For Instance, if a shopkeeper delivers some goods to B’s house, then B is bound to pay the shopkeeper for services performed. However, if the shopkeeper returns goods that B had forgotten, then B is not liable to compensate him or her as it was an act of gratuity.

  • Finder of Goods

A person who comes across any item belonging to another individual, and takes it under his custody, then he or she must take proper care of the thing as much as he or she would take care of an item of the same value, bulk, and quality until the appropriate owner is found. If the owner is not found, then the finder can retain the item as their own according to Quasi-Contract.

  • A mistake of Coercion

Section 71 of contract law states that an individual who receives any item by mistake or through coercion is legally bound to return the items or repay the person who initially made the payments. For example - if a parcel is delivered belonging to B, is delivered to A, then A must return it to B promptly.

Unjust Enrichment

One of the main features of quasi-contract is unjust enrichment. In the case of unjust enrichment, one party derives benefits either by mistake or through the other party’s misfortune or loss. Additionally, when an individual enjoys advantages for which he or she has made proper payments or has not worked for it, and which was not intended as a gift, then it is also termed as unjust enrichment.

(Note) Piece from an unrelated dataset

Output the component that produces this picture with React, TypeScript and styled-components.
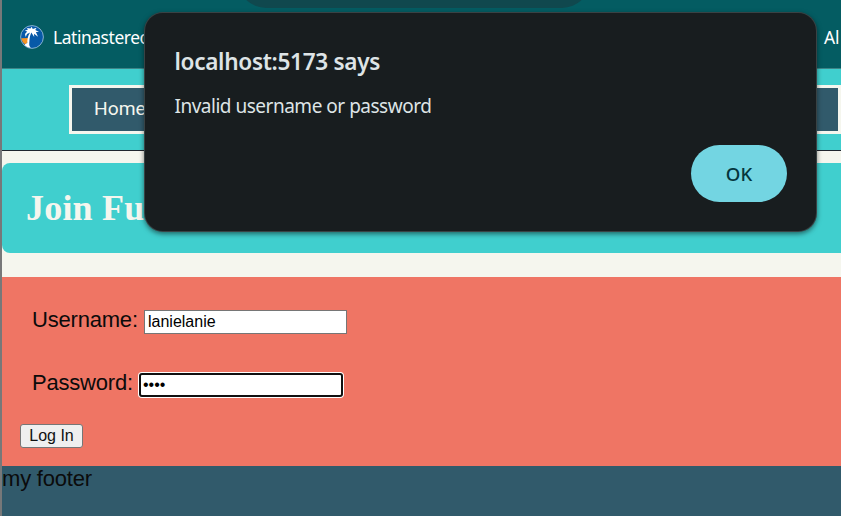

However, courts consider several other aspects while deciding whether an unfair enrichment has taken place or not under quasi-contract in the Indian contract Act. These elements are mentioned below:

  • The defendant must have received benefits or advantages which he or she is not entitled to.

  • The plaintiff should have sustained loss or damage of some kind when the defendant received unjust enrichment.

  • The court also needs to prove that the enrichments or benefits in question are unfair to create a quasi-contract.

  • There should be no proper explanation for enrichment. Additionally, the plaintiff also needs to justify as to why it is unfair for the defendant to be in possession of the goods without paying for it.

FAQ (Frequently Asked Questions)

Q1. What are the Main Quasi Contract Elements?

Ans. The three main elements of quasi-contract theory are as follows:

  • The individual must provide evidence for the products for which they are asking for compensation under the Quasi contract.

  • There should be proof that defendants were in possession of the goods in question and have enjoyed their benefits. 

  • The defendant also should have accepted goods under unethical circumstances for which the owner did not receive any reimbursements.

Q2. What is Quasi Contract Recovery?

Ans. One can avail recovery under various kind of quasi-contract in the following circumstances:

  • When there is no contract, under which the plaintiff can avail compensation.

  • When there exists a contract that cannot be legally enforced or which is unjust.

  • In situations, when the plaintiff himself has conducted a whole or partial breach of a valid, legal contract which has resulted in benefits for the other party.

Additionally, one should also keep in mind the term ‘quantum meruit’.  This term is used by law courts to determine the extent of severity of the damage, based on which courts decide the reimbursement amount in case of a quasi-contract.